All my life I’ve put so much pressure on myself to make the most out of the effort, time and money I’ve put into my horse. But now all of that was lifted off my shoulders, because I realized there weren’t really any expectations attached with someone else’s horse.
With others helping me so much with my less than perfect situation, I got the chance to pay it forward. I started helping out with a young horse’s training at my barn. I was able to put all of my own training to good use and give a young horse and his owner more confidence.
If I would’ve been competing every weekend, I wouldn’t have had the time to do any of these things. As I replay the events of this summer in my mind, I can’t believe how many irreplaceable memories I’ve made.
As a bonus, Murphy is now sound. I brought him back slowly from being out of work. The first week I could only walk, and then in the following weeks I carefully added the trot and canter. I am savoring the everyday rides 10 times more because of the many days where all I wanted to do was get on and ride, but couldn’t.

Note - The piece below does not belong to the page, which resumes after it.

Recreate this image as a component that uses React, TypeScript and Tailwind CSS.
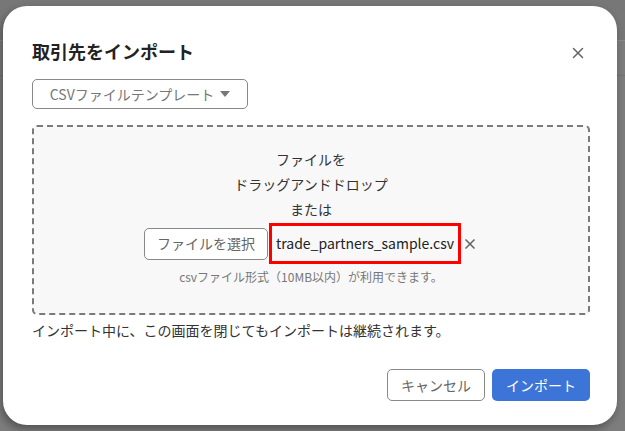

I am enjoying the freedom of not having to stick to a rigorous schedule solely focused around competitions. I have become much better at reminding myself that it is good to go on trail rides and hacks several times during the week, and to balance out my lessons and practice with mental breaks for both of us.
Admittedly, it’s been hard to completely avoid feelings of jealousy, guilt and sadness as I see other young riders moving up the levels, winning blue ribbons and competing. These stressors pressure us to think we have to follow what everyone else is doing in order to succeed. I’ve learned to get so much more satisfaction from focusing on my own training, which is something that I hope other young riders make time for.
Recently I rode Murphy bareback for the first time in a while. He’s a very sensitive horse (Thoroughbreds, right?) and he definitely would not have tolerated this a year ago. In fact, the first time we attempted a bareback ride, I fell off because he took off the second I put my leg on.
My recent bareback ride probably wasn’t “social media worthy,” but you know what? I had fun. Which is the biggest silver lining of all this summer.